In my second example of the French Expédition Scientifique de Morée, I focus less on the innovations in survey instrumentalities and practice that they brought to the field than on the actual production of the first accurate ‘scientifically derived’ map of the Morea. The French cartographers, with theodolites, tapes, compasses, chronometers, trigonometry, and so on, shifted a great deal of ambulatory knowledge constitution on the ground to a two-dimensional, combinable and standardized transformation of the surrounding landscape that is now part of the sociotechnical collective (scholar-with-a-map) that comes to study the Peloponnesus (Puillon Boblaye, 1836).

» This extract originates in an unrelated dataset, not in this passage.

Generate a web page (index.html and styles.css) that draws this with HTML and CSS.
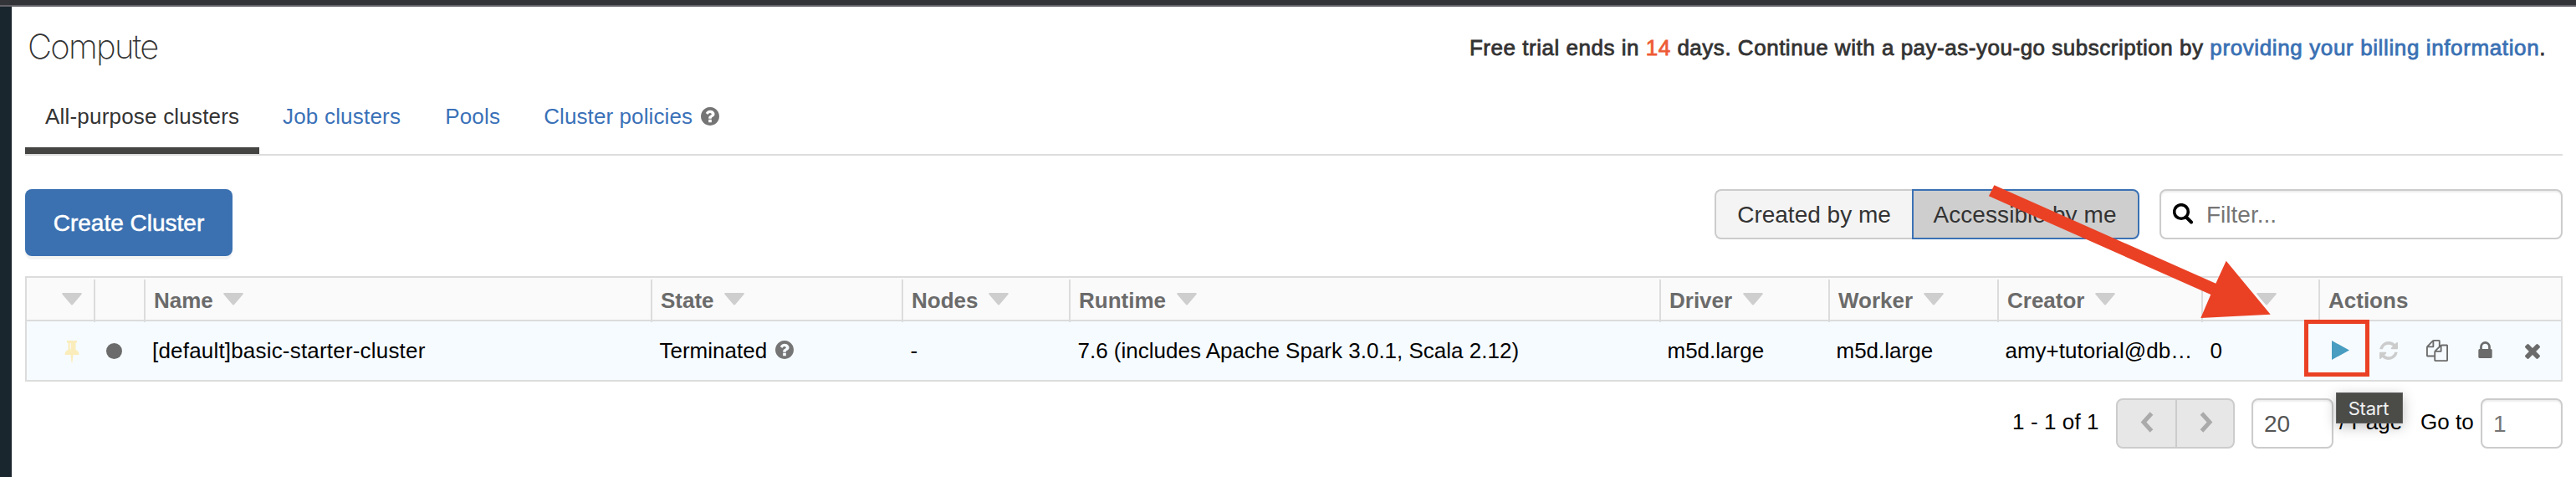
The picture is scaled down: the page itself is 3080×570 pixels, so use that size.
FILE: index.html
```html
<!DOCTYPE html>
<html lang="en">
<head>
<meta charset="utf-8">
<title>Compute</title>
<link rel="stylesheet" href="styles.css">
</head>
<body>
<svg class="defs" width="0" height="0">
  <symbol id="tri" viewBox="0 0 24 15"><path d="M1.500 0h21Q24.500 0 23.500 1.800L13.500 13.500Q12 15.500 10.500 13.500L.5 1.800Q-.5 0 1.500 0z"/></symbol>
  <symbol id="help" viewBox="0 0 1536 1536"><path d="M896 1248v-192q0-14-9-23t-23-9H672q-14 0-23 9t-9 23v192q0 14 9 23t23 9h192q14 0 23-9t9-23zm256-672q0-88-55.500-163T958 297t-170-41q-243 0-371 213-15 24 8 42l132 100q7 6 19 6 16 0 25-12 53-68 86-92 34-24 86-24 48 0 85.500 26t37.500 59q0 38-20 61t-68 45q-63 28-115.500 86.500T640 892v36q0 14 9 23t23 9h192q14 0 23-9t9-23q0-19 21.500-49.500T972 829q32-18 49-28.500t46-35 44.500-48 28-60.500 12.500-81zm384 192q0 209-103 385.500T1153.500 1433 768 1536t-385.500-103T103 1153.500 0 768t103-385.500T382.500 103 768 0t385.500 103T1433 382.500 1536 768z"/></symbol>
</svg>
<div class="topbar"></div>
<div class="shell">
  <aside class="side"></aside>
  <main class="main">
    <header class="head">
      <h1 class="title">Compute</h1>
      <p class="trial">Free trial ends in <b class="days">14</b> days. Continue with a pay-as-you-go subscription by <a class="link">providing your billing information</a>.</p>
    </header>
    <nav class="tabs">
      <a class="tab active">All-purpose clusters</a>
      <a class="tab">Job clusters</a>
      <a class="tab">Pools</a>
      <a class="tab policies">Cluster policies<svg class="help"><use href="#help"/></svg></a>
    </nav>
    <section class="tools">
      <button class="create">Create Cluster</button>
      <div class="right">
        <div class="seg"><span class="opt first">Created by me</span><span class="opt on">Accessible by me</span></div>
        <div class="filter"><svg class="search" viewBox="0 0 24 25"><circle cx="10" cy="10" r="8.300" fill="none" stroke="#000" stroke-width="3.600"/><path d="M16 16.500l6 6" stroke="#000" stroke-width="4" stroke-linecap="round"/></svg><span>Filter...</span></div>
      </div>
    </section>
    <div class="table">
      <div class="row hrow">
        <div class="c pinh"><svg class="tri"><use href="#tri"/></svg></div>
        <div class="c"></div>
        <div class="c">Name<svg class="tri"><use href="#tri"/></svg></div>
        <div class="c">State<svg class="tri"><use href="#tri"/></svg></div>
        <div class="c">Nodes<svg class="tri"><use href="#tri"/></svg></div>
        <div class="c">Runtime<svg class="tri"><use href="#tri"/></svg></div>
        <div class="c">Driver<svg class="tri"><use href="#tri"/></svg></div>
        <div class="c">Worker<svg class="tri"><use href="#tri"/></svg></div>
        <div class="c">Creator<svg class="tri"><use href="#tri"/></svg></div>
        <div class="c lasth"><svg class="tri"><use href="#tri"/></svg></div>
        <div class="c">Actions</div>
      </div>
      <div class="row drow">
        <div class="d pin"><svg class="pinicon" viewBox="0 0 18 26"><path d="M3 0h12v2.500h-1.500V11q4 1.500 4 6h-7L9.500 26h-1L7.500 17h-7q0-4.500 4-6V2.500H3z"/><path d="M7.200 3v7.500" stroke="#f7fbff" stroke-width="1"/></svg></div>
        <div class="d dotcell"><i class="dot"></i></div>
        <div class="d name">[default]basic-starter-cluster</div>
        <div class="d">Terminated<svg class="help"><use href="#help"/></svg></div>
        <div class="d">-</div>
        <div class="d run">7.6 (includes Apache Spark 3.0.1, Scala 2.12)</div>
        <div class="d spec">m5d.large</div>
        <div class="d spec">m5d.large</div>
        <div class="d creator">amy+tutorial@db…</div>
        <div class="d">0</div>
        <div class="d acts">
          <svg class="play" viewBox="0 0 21 23"><path d="M0 0v23l21-11.500z"/></svg>
          <svg class="refresh" viewBox="0 0 1536 1536"><path d="M1511 928q0 5-1 7-64 268-268 434.500T764 1536q-146 0-282.500-55T238 1324l-129 129q-19 19-45 19t-45-19-19-45V960q0-26 19-45t45-19h448q26 0 45 19t19 45-19 45l-137 137q71 66 161 102t187 36q134 0 250-65t186-179q11-17 53-117 8-23 30-23h192q13 0 22.500 9.500t9.500 22.500zm25-800v448q0 26-19 45t-45 19h-448q-26 0-45-19t-19-45 19-45l138-138Q969 256 768 256q-134 0-250 65T332 500q-11 17-53 117-8 23-30 23H50q-13 0-22.500-9.500T18 608v-7q65-268 270-434.500T768 0q146 0 284 55.500T1297 212l130-129q19-19 45-19t45 19 19 45z"/></svg>
          <svg class="copy" viewBox="0 0 1792 1792"><path d="M1696 384q40 0 68 28t28 68v1216q0 40-28 68t-68 28H736q-40 0-68-28t-28-68v-288H96q-40 0-68-28t-28-68V640q0-40 20-88t48-76L476 68q28-28 76-48t88-20h416q40 0 68 28t28 68v328q68-40 128-40h416zm-544 213L853 896h299V597zM512 213L213 512h299V213zm196 647l316-316V128H640v416q0 40-28 68t-68 28H128v640h512v-256q0-40 20-88t48-76zm956 804V512h-384v416q0 40-28 68t-68 28H768v640h896z"/></svg>
          <svg class="lock" viewBox="0 0 1152 1408"><path d="M320 640h512V448q0-106-75-181t-181-75-181 75-75 181v192zm832 96v576q0 40-28 68t-68 28H96q-40 0-68-28t-28-68V736q0-40 28-68t68-28h32V448q0-184 132-316T576 0t316 132 132 316v192h32q40 0 68 28t28 68z"/></svg>
          <svg class="del" viewBox="0 0 1188 1188"><path d="M1188 956q0 40-28 68l-136 136q-28 28-68 28t-68-28L594 866l-294 294q-28 28-68 28t-68-28L28 1024Q0 996 0 956t28-68l294-294L28 300Q0 272 0 232t28-68L164 28q28-28 68-28t68 28l294 294L888 28q28-28 68-28t68 28l136 136q28 28 28 68t-28 68L866 594l294 294q28 28 28 68z"/></svg>
        </div>
      </div>
    </div>
    <footer class="pager">
      <span class="count">1 - 1 of 1</span>
      <div class="btns"><span class="pb"><svg class="chev" viewBox="0 0 17 25"><path d="M13.500 2L4 12.500 13.500 23"/></svg></span><span class="pb"><svg class="chev" viewBox="0 0 17 25"><path d="M3.500 2L13 12.500 3.500 23"/></svg></span></div>
      <div class="box size">20</div>
      <span class="per">/ Page</span>
      <span class="goto">Go to</span>
      <div class="box page">1</div>
    </footer>
  </main>
</div>
<div class="tip">Start</div>
<div class="mark"></div>
<svg class="arrow" viewBox="2370 215 350 170"><path d="M2384.400 221.300L2649.300 338.700L2661.700 311.700L2714.700 375.700L2631.300 380L2643.300 352L2377.900 234.300z"/></svg>
</body>
</html>
```
FILE: styles.css
```css
* { box-sizing: border-box; }
body { margin: 0; width: 3080px; height: 570px; overflow: hidden; background: #fff; position: relative; color: #333; font: 26px/30px "Liberation Sans", Arial, sans-serif; }
.defs { position: absolute; }
svg { flex: none; display: block; }
.topbar { height: 8px; background: #333438; border-bottom: 2px solid #64636a; }
.shell { display: flex; height: 562px; }
.side { width: 14px; background: #1a262d; flex: none; }
.main { flex: 1; padding: 0 16px; }
.head { display: flex; justify-content: space-between; height: 109px; }
.title { margin: 24px 0 0 3px; font: 200 40px/48px Inter, "Liberation Sans", sans-serif; letter-spacing: -1.750px; }
.trial { margin: 34px 20px 0 0; line-height: 30px; -webkit-text-stroke: .8px currentColor; letter-spacing: .520px; white-space: nowrap; }
.days { font-weight: 400; color: #ee5a35; }
.link { color: #3a71b4; letter-spacing: .620px; }
.tabs { display: flex; height: 69px; border-bottom: 2px solid #ddd; color: #3a71b8; }
.tab { display: flex; padding: 7px 25px 0 28px; height: 67px; line-height: 30px; letter-spacing: .2px; white-space: nowrap; }
.tab.active { color: #333; width: 280px; padding: 7px 0 0 24px; border-bottom: 8px solid #444442; }
.tab.active + .tab { padding-left: 28px; }
.tab.policies { padding-left: 27px; letter-spacing: .1px; }
.help { width: 22px; height: 22px; fill: #757575; margin: 4px 0 0 10px; }
.tools { display: flex; justify-content: space-between; padding-top: 40px; height: 144px; }
.create { width: 248px; height: 80px; border: 0; border-radius: 8px; background: #3b71b1; color: #fff; font: 28px/34px "Liberation Sans", Arial, sans-serif; -webkit-text-stroke: .5px #fff; padding: 1px 0 0; box-shadow: 0 4px 0 #f4f4f4; }
.right { display: flex; gap: 24px; font-size: 28px; }
.seg { display: flex; height: 60px; line-height: 58px; }
.opt { border: 2px solid #ccc; text-align: center; }
.first { width: 236px; border-right: 0; border-radius: 8px 0 0 8px; background: #f4f4f4; }
.on { width: 272px; border-color: #3a71b4; border-radius: 0 8px 8px 0; background: #cecece; letter-spacing: .080px; padding-right: 2px; }
.filter { width: 482px; height: 60px; border: 2px solid #ccc; border-radius: 8px; display: flex; padding-left: 14px; gap: 16px; color: #757575; line-height: 58px; box-shadow: inset 0 2px 2px #eee; }
.search { width: 24px; height: 25px; margin-top: 15px; }
.table { border: 2px solid #dcdcdc; }
.row { display: grid; grid-template-columns: 82px 60px 606px 300px 200px 706px 202px 202px 244px 140px 288px; }
.hrow { height: 50px; background: #fafafa; font-weight: 700; color: #6b6b6b; padding-top: 2px; }
.c { display: flex; line-height: 51px; border-right: 2px solid #dcdcdc; padding-left: 10px; }
.c:last-child { border: 0; }
.tri { width: 24px; height: 15px; fill: #cecece; margin: 16px 0 0 12.500px; }
.pinh .tri { margin-left: 32px; }
.lasth .tri { margin-left: 54px; }
.drow { height: 72px; border-top: 2px solid #dcdcdc; background: #f6fbff; color: #000; line-height: 70px; }
.d { display: flex; padding-left: 8.500px; white-space: nowrap; }
.name { padding-left: 8px; letter-spacing: .190px; }
.spec, .creator { padding-left: 7.500px; }
.drow .help { margin: 23px 0 0 10px; }
.pin { padding: 23px 0 0 45px; }
.pinicon { width: 18px; height: 26px; fill: #faedbb; }
.dot { width: 19px; height: 19px; border-radius: 50%; background: #6b6b6b; margin: 26px 0 0 4px; }
.acts { padding: 0 0 0 14px; fill: #6b6b6b; align-items: flex-start; }
.play { width: 21px; height: 23px; fill: #489dc0; margin-top: 23px; }
.refresh { width: 22px; height: 22px; fill: #ccc; margin: 24px 0 0 36px; }
.copy { width: 26px; height: 26px; margin: 22px 0 0 34px; }
.lock { width: 17px; height: 20px; margin: 24px 0 0 36px; }
.del { width: 18px; height: 18px; margin: 27px 0 0 39px; }
.pager { display: flex; justify-content: flex-end; padding-top: 20px; color: #000; line-height: 57px; }
.count { width: 124px; letter-spacing: .1px; }
.btns { display: flex; width: 142px; height: 60px; border: 2px solid #ccc; border-radius: 8px; background: #e7e7e7; margin-right: 20px; }
.pb { width: 70px; padding: 14px 0 0 27px; }
.pb + .pb { border-left: 2px solid #ccc; width: 69px; padding-left: 26px; }
.chev { width: 17px; height: 25px; fill: none; stroke: #aaa; stroke-width: 5; }
.box { width: 98px; height: 60px; border: 2px solid #ccc; border-radius: 8px; font-size: 28px; color: #555; padding-left: 13px; line-height: 58px; box-shadow: inset 0 2px 2px #eee; }
.per { width: 97px; margin-left: 7px; }
.goto { width: 72px; }
.page { color: #757575; }
.tip { position: absolute; left: 2793px; top: 469px; width: 80px; height: 37px; background: #4b4b48; border: 1px solid #5e605e; color: #f0f0f0; font: 22px/37px Inter, sans-serif; letter-spacing: -.2px; text-indent: -2px; text-align: center; box-shadow: 0 4px 16px rgba(0,0,0,.25); }
.mark { position: absolute; left: 2755px; top: 382px; width: 78px; height: 68px; border: 5px solid #ea4125; }
.arrow { position: absolute; left: 2370px; top: 215px; width: 350px; height: 170px; fill: #ea4125; }
```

The flat projection of an absent region printed in Paris can return to facilitate a different mode of engagement with a place in the Peloponnesus. Indeed, it is this flat, two-dimensional, paper product of the French labors which forms the groundwork for the Greek ordinance map of the Peloponnesus (Lolling 1889, cxvi). The irony is that although it is the French map that becomes the key for further engagement with the Peloponnesus, it was Leake’s practice and his combination of media that form the benchmark for further scholarly work in the Peloponnesus.